At its best, Curse of Honor feels like an Alien movie; a tense, dimly-lit thriller where the protagonist gets extended action scenes, discovers horrific tableaus, and has to grapple with the growing paranoia of those around her. It’s too bad that the novel doesn’t have a better opening or conclusion to go with that.
Curse of Honor is the tale of Kakeguchi Barako, the second-in-command of the military forces at Striking Dawn castle. The castle is politically fractured, as the daimyo’s only child, Kakeguchi Haru, is grossly incompetent, lending weight to the Hiruma family’s claim to the land. Meanwhile, Barako’s personal life is permanently on hold, as the object of her affections is pledged to never romance, and so the two women have mutually concluded that honor precludes them from even voicing their feelings.
Then Haru, forever seeking to prove himself, sets off a string of debacles, resulting in the loss of vital supplies, the deaths of scores of the soldiers stationed at the castle, and the incapacitation of Barako’s commander/love interest. Worse, Haru’s actions unleash a supernatural evil. It plagues the castle from both without and within, threatening to fracture the unity of the samurai of Striking Dawn when they need it most. Barako must try to defeat the forces arrayed against the castle, navigate the political fray between the Hiruma and Kakeguchi, and deal with her own emotional disjoint over the incapacitation of Ochiba.
Barako is relatable, presenting a Rokugani point of view in an easily understandable way. Similarly, through her Annandale gives the reader the necessary understanding of Rokugani politics and supernatural practices that lets the reader get what they need without feeling like a lecture. Barako is tough and interesting, playing into samurai drama and against some tropes – her tragedy is not sentimentality, but not allowing herself to be emotional and vulnerable enough. The story really brings home the meaning of the title of the novel.
Unfortunately, to get to Barako’s part of the story, the reader first has to sit through a long section of Haru. He’s the point-of-view character at the start of the book, but it’s obvious that he isn’t going to last. Or maybe that’s my optimism talking, because Haru seemed so insufferably useless that he couldn’t possibly be the main character. He’s self-centered and indecisive. He’s very aware of his own incompetence and yet still possessed of an overweening pride. Annandale even has him act like a bully to the lower-caste characters who are around, a technique that’s frequently used by L5R authors to convey to a western audience that a character is a total jerk.
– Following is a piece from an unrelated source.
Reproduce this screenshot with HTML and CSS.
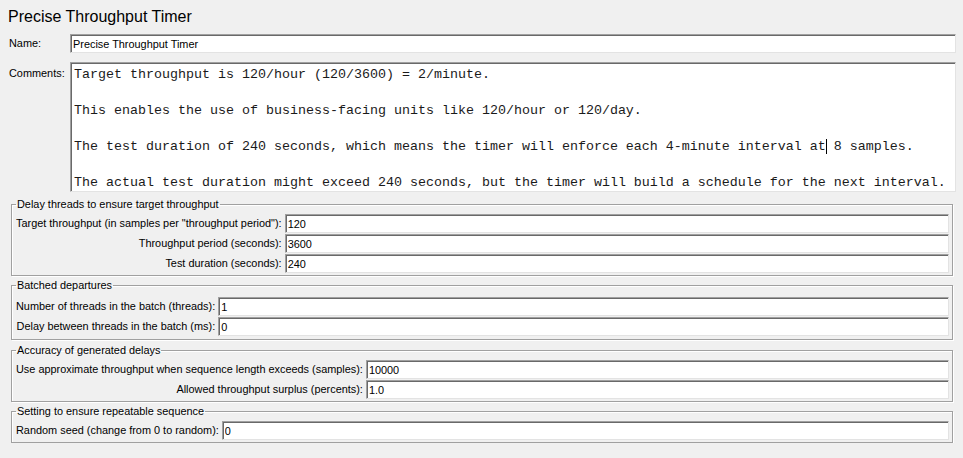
FILE: index.html
```html
<!DOCTYPE html>
<html>
<head>
<meta charset="utf-8">
<title>Precise Throughput Timer</title>
<link rel="stylesheet" href="styles.css">
</head>
<body>
<div class="panel">
  <div class="title">Precise Throughput Timer</div>
  <div class="row name-row">
    <label class="side-label">Name:</label>
    <input class="field" type="text" value="Precise Throughput Timer">
  </div>
  <div class="row comments-row">
    <label class="side-label comments-label">Comments:</label>
    <div class="textarea">Target throughput is 120/hour (120/3600) = 2/minute.

This enables the use of business-facing units like 120/hour or 120/day.

The test duration of 240 seconds, which means the timer will enforce each 4-minute interval <span class="caret-after">at</span> 8 samples.

The actual test duration might exceed 240 seconds, but the timer will build a schedule for the next interval.</div>
  </div>

  <fieldset class="group group-delay">
    <legend>Delay threads to ensure target throughput</legend>
    <div class="grid">
      <label>Target throughput (in samples per "throughput period"):</label>
      <input class="field" type="text" value="120">
      <label>Throughput period (seconds):</label>
      <input class="field" type="text" value="3600">
      <label>Test duration (seconds):</label>
      <input class="field" type="text" value="240">
    </div>
  </fieldset>

  <fieldset class="group group-batch">
    <legend>Batched departures</legend>
    <div class="grid">
      <label>Number of threads in the batch (threads):</label>
      <input class="field" type="text" value="1">
      <label>Delay between threads in the batch (ms):</label>
      <input class="field" type="text" value="0">
    </div>
  </fieldset>

  <fieldset class="group group-accuracy">
    <legend>Accuracy of generated delays</legend>
    <div class="grid">
      <label>Use approximate throughput when sequence length exceeds (samples):</label>
      <input class="field" type="text" value="10000">
      <label>Allowed throughput surplus (percents):</label>
      <input class="field" type="text" value="1.0">
    </div>
  </fieldset>

  <fieldset class="group group-seed">
    <legend>Setting to ensure repeatable sequence</legend>
    <div class="grid">
      <label>Random seed (change from 0 to random):</label>
      <input class="field" type="text" value="0">
    </div>
  </fieldset>
</div>
</body>
</html>
```
FILE: styles.css
```css
html, body {
  margin: 0;
  padding: 0;
  background: #f0f0f0;
}
body {
  font-family: "Liberation Sans", Arial, sans-serif;
  font-size: 10.9px;
  color: #000;
}
.panel {
  display: flex;
  flex-direction: column;
}
.title {
  font-size: 16px;
  line-height: 20px;
  padding: 7px 0 0 8px;
  margin-bottom: 7px;
}
.row {
  display: flex;
  align-items: flex-start;
  padding: 0 7px 0 9px;
}
.side-label {
  width: 61px;
  flex: none;
  line-height: 19px;
}
.comments-row {
  margin-top: 9px;
}
.comments-label {
  padding-top: 2px;
}
.field {
  box-sizing: border-box;
  height: 19px;
  margin: 0;
  padding: 0 2px;
  font-family: "Liberation Sans", Arial, sans-serif;
  font-size: 10.9px;
  color: #000;
  background: #fff;
  border: 1px solid;
  border-color: #a0a0a0 #e3e3e3 #e3e3e3 #a0a0a0;
  box-shadow: inset 1px 1px 0 #696969;
  outline: none;
  min-width: 0;
}
.row .field {
  flex: 1;
}
.textarea {
  flex: 1;
  box-sizing: border-box;
  height: 130px;
  background: #fff;
  border: 1px solid;
  border-color: #a0a0a0 #e3e3e3 #e3e3e3 #a0a0a0;
  box-shadow: inset 1px 1px 0 #696969;
  padding: 3px 0 0 3px;
  font-family: "Liberation Mono", "Courier New", monospace;
  font-size: 13.33px;
  line-height: 18px;
  color: #1a1a1a;
  white-space: pre;
  overflow: hidden;
}
.caret-after {
  box-shadow: 1px 0 0 #000;
}
.group {
  margin: 3px 10px 0 11px;
  padding: 3px 3px 2px 4px;
  border: 1px solid #a0a0a0;
  box-shadow: inset 1px 1px 0 #fff, 1px 1px 0 #fff;
  min-width: 0;
}
.group-delay {
  margin-top: 6px;
}
.group-batch {
  padding-top: 5px;
  padding-bottom: 3px;
}
.group-accuracy {
  margin-top: 4px;
}
.group legend {
  padding: 0 1px;
  line-height: 13px;
}
.grid {
  display: grid;
  grid-template-columns: max-content 1fr;
  column-gap: 3px;
  row-gap: 1px;
}
.grid label {
  justify-self: end;
  line-height: 19px;
  white-space: nowrap;
}
```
Now, that doesn’t mean you can’t have some material from such a point of view. I’ve read plenty of Stephen King novels where characters are introduced just enough to let you get a feel for them before they die horribly. But Haru does not leave us after a few pages, instead remaining the primary point-of-view character for about the first third of the book. I get that some of this was necessary, because the plot requires an initial set up and the Barako isn’t present for that. But it made the early stretches of the book a slog. Clearly, Annandale succeeded at portraying the character … I just didn’t enjoy sitting through it. Oddly, this overpresence of Haru extends to the book covers, which present the book as if it was Haru’s story and do not even mention Barako, the primary protagonist of the book. The answer to the cover’s question – “Can he find glory amongst the ruins?” – is very obviously “not a chance.”
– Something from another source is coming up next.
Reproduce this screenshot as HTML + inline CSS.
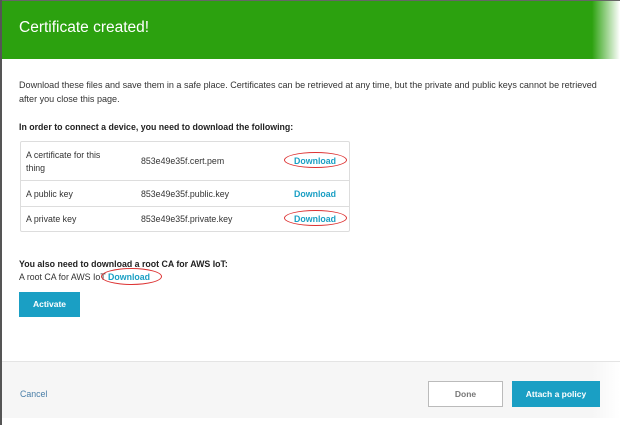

After the central action horror, Curse of Honor doesn’t quite stick its landing either. There’s a point where the story gets to what could be an ending point. It’s not an end point that represents wondrous victory for the protagonist. But that can be a great way to end an L5R story. The setting, and the samurai drama from which it draws inspiration, have tragedy as a central element. There is a cost to honor. The “good guys” don’t always win. Or, even if they win in some sense, they lose in others – victory has a cost, or is only temporary. For me, the story felt complete at this earlier point in time. But then it kept on going – not feeling like there was really more story to tell but more like the book was obligated to get to an ending point with more “finality.”
Ultimately, then, Curse of Honor is a solid middle with a compelling protagonist and chilling narrative, bookended by an overly-extended introduction and a conclusion that takes the story past its natural ending point. It’s a welcome return of novels to the Legend of the Five Rings universe, but not one without its flaws.
Promotional consideration was provided in the form of an advance review copy.